A few many years ago, when I still worked part time at a cafe for $8 an hour after school, I used to envy the people who worked in the shopping mall full time.
I envied their freedom because to me, it seemed like they could do whatever they wanted with their lives. One of the girls I worked with had her first baby at 19, and at that time it felt like there were so many paths in life that I could not go down (although in retrospect, I didn’t exactly want most of those paths) and that my life was constrained by norms and expectations set by the people around me.
I was not free.
I felt like I was not free, but in fact I could not have been more free. Walking around the suburbs of Beijing and seeing all the school children in their tracksuit uniforms is one of those moments that has really forced me to revisit my perspectives on what I mean when I complain about not having enough freedom.
Are these children here ‘free’? The short answer is no, and the long answer is also no.

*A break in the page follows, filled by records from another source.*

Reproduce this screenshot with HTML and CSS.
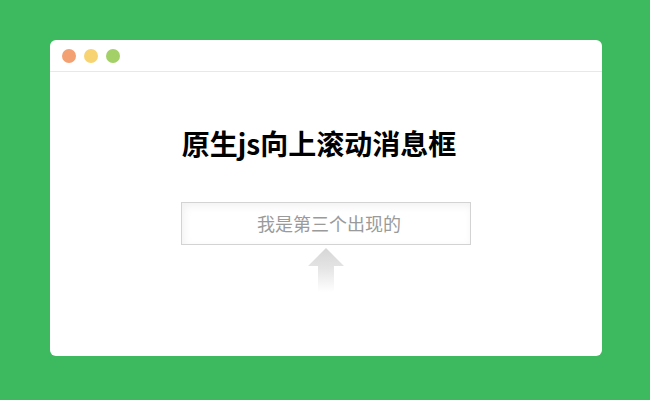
FILE: index.html
```html
<!DOCTYPE html>
<html lang="zh-CN">
<head>
    <meta charset="UTF-8">
    <meta name="viewport" content="width=device-width, initial-scale=1.0">
    <title>原生js向上滚动消息框</title>
    <link rel="stylesheet" href="styles.css">
</head>
<body>

    <div class="window">
        <div class="window-bar">
            <span class="dot dot-red"></span>
            <span class="dot dot-yellow"></span>
            <span class="dot dot-green"></span>
        </div>

        <div class="window-body">
            <h1>原生js向上滚动消息框</h1>

            <div class="msg-box">
                <div class="msg">我是第三个出现的</div>
            </div>

            <svg class="arrow" width="36" height="44" viewBox="0 0 36 44">
                <defs>
                    <linearGradient id="fade" x1="0" y1="0" x2="0" y2="1">
                        <stop offset="0" stop-color="#d6d6d6"/>
                        <stop offset="0.45" stop-color="#e4e4e4"/>
                        <stop offset="1" stop-color="#ffffff"/>
                    </linearGradient>
                </defs>
                <path d="M18 0 L36 18 L26 18 L26 44 L10 44 L10 18 L0 18 Z" fill="url(#fade)"/>
            </svg>
        </div>
    </div>

</body>
</html>
```

FILE: styles.css
```css
body {
    margin: 0;
    background-color: #3dba5f;
    font-family: "Noto Sans CJK SC", "Liberation Sans", sans-serif;
    height: 400px;
    padding-top: 40px;
    box-sizing: border-box;
}
.window {
    width: 552px;
    height: 316px;
    margin-left: 50px;
    background-color: #fff;
    border-radius: 6px;
    overflow: hidden;
}
.window-bar {
    height: 31px;
    border-bottom: 1px solid #e8e8e8;
    display: flex;
    align-items: center;
    gap: 8px;
    padding-left: 12px;
}
.dot {
    width: 14px;
    height: 14px;
    border-radius: 50%;
}
.dot-red { background-color: #f3a073; }
.dot-yellow { background-color: #f8d372; }
.dot-green { background-color: #a3d168; }
.window-body {
    display: flex;
    flex-direction: column;
    align-items: center;
}
h1 {
    margin: 53px 0 0;
    font-size: 28px;
    line-height: 36px;
    font-weight: bold;
    color: #000;
    padding-right: 14px;
}
.msg-box {
    margin-top: 41px;
    width: 288px;
    height: 41px;
    border: 1px solid #d3d3d3;
    box-shadow: inset 2px 3px 8px rgba(0, 0, 0, 0.06);
}
.msg {
    text-align: center;
    font-size: 18px;
    line-height: 41px;
    color: #9a9a9a;
    padding-left: 6px;
}
.arrow {
    display: block;
    margin-top: 3px;
}
```
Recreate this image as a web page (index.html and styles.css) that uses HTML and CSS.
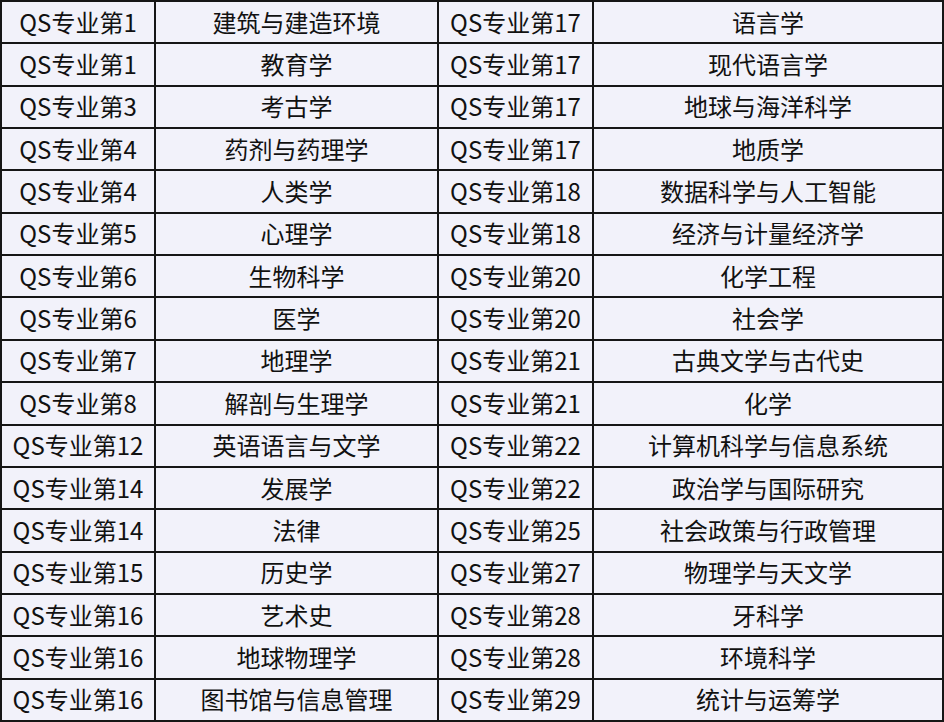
FILE: index.html
```html
<!DOCTYPE html>
<html lang="zh-CN">
<head>
<meta charset="utf-8">
<link rel="stylesheet" href="styles.css">
</head>
<body>
<div class="table">
<div class="cell">QS专业第1</div><div class="cell">建筑与建造环境</div><div class="cell">QS专业第17</div><div class="cell">语言学</div>
<div class="cell">QS专业第1</div><div class="cell">教育学</div><div class="cell">QS专业第17</div><div class="cell">现代语言学</div>
<div class="cell">QS专业第3</div><div class="cell">考古学</div><div class="cell">QS专业第17</div><div class="cell">地球与海洋科学</div>
<div class="cell">QS专业第4</div><div class="cell">药剂与药理学</div><div class="cell">QS专业第17</div><div class="cell">地质学</div>
<div class="cell">QS专业第4</div><div class="cell">人类学</div><div class="cell">QS专业第18</div><div class="cell">数据科学与人工智能</div>
<div class="cell">QS专业第5</div><div class="cell">心理学</div><div class="cell">QS专业第18</div><div class="cell">经济与计量经济学</div>
<div class="cell">QS专业第6</div><div class="cell">生物科学</div><div class="cell">QS专业第20</div><div class="cell">化学工程</div>
<div class="cell">QS专业第6</div><div class="cell">医学</div><div class="cell">QS专业第20</div><div class="cell">社会学</div>
<div class="cell">QS专业第7</div><div class="cell">地理学</div><div class="cell">QS专业第21</div><div class="cell">古典文学与古代史</div>
<div class="cell">QS专业第8</div><div class="cell">解剖与生理学</div><div class="cell">QS专业第21</div><div class="cell">化学</div>
<div class="cell">QS专业第12</div><div class="cell">英语语言与文学</div><div class="cell">QS专业第22</div><div class="cell">计算机科学与信息系统</div>
<div class="cell">QS专业第14</div><div class="cell">发展学</div><div class="cell">QS专业第22</div><div class="cell">政治学与国际研究</div>
<div class="cell">QS专业第14</div><div class="cell">法律</div><div class="cell">QS专业第25</div><div class="cell">社会政策与行政管理</div>
<div class="cell">QS专业第15</div><div class="cell">历史学</div><div class="cell">QS专业第27</div><div class="cell">物理学与天文学</div>
<div class="cell">QS专业第16</div><div class="cell">艺术史</div><div class="cell">QS专业第28</div><div class="cell">牙科学</div>
<div class="cell">QS专业第16</div><div class="cell">地球物理学</div><div class="cell">QS专业第28</div><div class="cell">环境科学</div>
<div class="cell">QS专业第16</div><div class="cell">图书馆与信息管理</div><div class="cell">QS专业第29</div><div class="cell">统计与运筹学</div>
</div>
</body>
</html>
```
FILE: styles.css
```css
html, body {
  margin: 0;
  padding: 0;
  background: #ffffff;
}
.table {
  box-sizing: border-box;
  width: 944px;
  height: 722px;
  padding: 2px;
  background: #161616;
  display: grid;
  grid-template-columns: 152px 281px 153px 1fr;
  grid-template-rows: repeat(17, 1fr);
  gap: 2px;
}
.cell {
  background: #f2f2fa;
  color: #111111;
  font-family: "Noto Sans CJK SC", "Noto Sans", sans-serif;
  font-size: 24px;
  line-height: 1;
  padding-bottom: 1px;
  display: flex;
  align-items: center;
  justify-content: center;
  white-space: nowrap;
}
```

The short answer is that children raised here live an incredibly prescribed life. From the school that they attend and the supplementary weekend and evening classes, down to the friends that they are allowed to make, every decision of their life is a calculated decision made by their parents in an equation that balances financial means with the competition. If all the other parents are sending their children to olympiad math classes, then you better damn make sure that your kid is also taking olympiad math classes.
The long answer is that even for the children who are fortunate enough to receive an adequate education, they are not free to do as they please.
Entrance into university is heavily restricted (suicide by high school students during the gaokao period is seen as a normal, although tragic, phenomenon) not to mention the later struggles in life in the workforce, and for boys, the struggle to be eligible for dating and marriage.
Like in many other places in the world, effort and hard work is not proportionate to reward and outcome.
I used to think of freedom in terms of the things that I couldn’t do. For the foolish 16 year old that I was, this included (stupid) things like dropping out of school and not going to university.
I now think of freedom in terms of the things that I can do. I took, and still take, my university education for granted. I look at the options that I think about when I think about my future, and compare that to the options of the twenty-something-year-old girl who served me food at a restaurant earning some 3000 RMB a month and working 60 hour weeks.
Even to take a basic thing like access to healthcare - the country that you live in very much determines whether you can receive treatment or not.
When I was young, I truly believed that I could do anything with my life. There was nothing (as far as my seven or eight year old mind could tell) that would ever stop me from being the person I wanted to be. The children that I walk by everyday here in Beijing begin with an understanding of all the things that they cannot do.
I was wrong to measure my freedom by the number of doors that were closed for me, because I took for granted all those open doors that I didn’t (and still don’t) even know about.